A panel of three administrative judges on the Patent Trial and Appeal Board sided with Smith & Nephew and found Arthrex’s claims unpatentable.

But Arthrex appealed to the U.S. Court of Appeals for the Federal Circuit in Washington, arguing that the patent judges’ decision should be thrown out because they had not been properly appointed.

The question for the court had to do with whether Congress violated the Constitution’s Appointments Clause in the way it set up the board. The board’s judges are not appointed by the president and confirmed by the Senate but instead appointed by the Secretary of Commerce.

The appeals court agreed, ruling that the judges were “principal officers” under the Constitution, meaning that they had to be appointed by the president and confirmed by the Senate.
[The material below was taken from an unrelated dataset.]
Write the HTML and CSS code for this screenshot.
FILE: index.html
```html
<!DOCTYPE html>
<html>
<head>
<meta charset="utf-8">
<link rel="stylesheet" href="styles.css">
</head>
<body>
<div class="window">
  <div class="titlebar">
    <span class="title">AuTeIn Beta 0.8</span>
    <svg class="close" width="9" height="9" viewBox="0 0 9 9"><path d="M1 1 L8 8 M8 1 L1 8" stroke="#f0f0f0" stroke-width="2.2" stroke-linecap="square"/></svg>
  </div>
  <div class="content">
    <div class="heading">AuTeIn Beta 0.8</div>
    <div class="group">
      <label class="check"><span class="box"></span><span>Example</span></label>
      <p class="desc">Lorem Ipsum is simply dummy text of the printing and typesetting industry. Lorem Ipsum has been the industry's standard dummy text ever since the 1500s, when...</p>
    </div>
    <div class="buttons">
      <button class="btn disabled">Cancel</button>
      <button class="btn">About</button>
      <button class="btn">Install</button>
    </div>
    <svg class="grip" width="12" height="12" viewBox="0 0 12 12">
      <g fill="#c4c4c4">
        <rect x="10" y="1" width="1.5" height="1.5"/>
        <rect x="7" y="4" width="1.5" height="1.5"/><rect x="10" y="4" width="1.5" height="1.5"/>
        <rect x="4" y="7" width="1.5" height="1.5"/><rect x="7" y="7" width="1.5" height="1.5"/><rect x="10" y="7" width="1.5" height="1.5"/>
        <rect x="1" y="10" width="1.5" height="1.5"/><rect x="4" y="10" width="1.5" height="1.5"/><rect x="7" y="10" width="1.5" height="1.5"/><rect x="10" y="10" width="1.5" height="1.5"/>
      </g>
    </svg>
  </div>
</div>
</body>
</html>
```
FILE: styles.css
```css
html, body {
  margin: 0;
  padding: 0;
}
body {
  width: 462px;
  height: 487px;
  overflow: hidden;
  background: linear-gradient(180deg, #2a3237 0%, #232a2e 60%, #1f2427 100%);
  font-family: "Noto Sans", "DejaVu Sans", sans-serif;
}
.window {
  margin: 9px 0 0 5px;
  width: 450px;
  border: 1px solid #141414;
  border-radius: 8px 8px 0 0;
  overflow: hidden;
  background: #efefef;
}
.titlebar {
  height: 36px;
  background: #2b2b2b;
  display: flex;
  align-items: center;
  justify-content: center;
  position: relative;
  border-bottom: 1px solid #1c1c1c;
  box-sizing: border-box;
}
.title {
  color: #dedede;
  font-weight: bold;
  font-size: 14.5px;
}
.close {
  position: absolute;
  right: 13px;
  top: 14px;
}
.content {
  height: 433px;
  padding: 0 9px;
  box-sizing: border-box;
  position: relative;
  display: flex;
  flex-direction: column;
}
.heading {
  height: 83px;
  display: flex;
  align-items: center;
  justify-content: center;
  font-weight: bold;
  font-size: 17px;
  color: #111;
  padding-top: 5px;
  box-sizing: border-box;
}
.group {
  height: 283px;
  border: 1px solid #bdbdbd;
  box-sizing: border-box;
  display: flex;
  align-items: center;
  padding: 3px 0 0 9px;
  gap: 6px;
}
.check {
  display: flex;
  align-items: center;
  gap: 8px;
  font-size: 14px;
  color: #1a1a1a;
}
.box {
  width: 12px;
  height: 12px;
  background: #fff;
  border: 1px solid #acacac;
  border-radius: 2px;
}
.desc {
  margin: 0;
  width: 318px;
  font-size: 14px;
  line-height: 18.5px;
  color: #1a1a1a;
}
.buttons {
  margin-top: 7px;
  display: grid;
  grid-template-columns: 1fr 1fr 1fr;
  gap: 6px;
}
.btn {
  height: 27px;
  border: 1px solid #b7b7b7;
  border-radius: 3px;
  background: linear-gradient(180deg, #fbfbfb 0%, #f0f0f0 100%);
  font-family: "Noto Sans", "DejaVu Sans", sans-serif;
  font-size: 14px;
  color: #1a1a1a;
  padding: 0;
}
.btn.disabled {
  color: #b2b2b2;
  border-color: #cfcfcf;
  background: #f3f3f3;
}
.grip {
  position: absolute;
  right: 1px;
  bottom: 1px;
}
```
The appeals court’s solution to the constitutional problem was to strike down a part of the law that protected the patent judges from being fired without cause.

This “solution” effectively demoted them from “principal officers,” the appeals court said.

As a result of the Supreme Court’s decision, the case will be sent back and the Patent Trial and Appeal Board’s acting director can decide whether to rehear the petition filed by Smith & Nephew.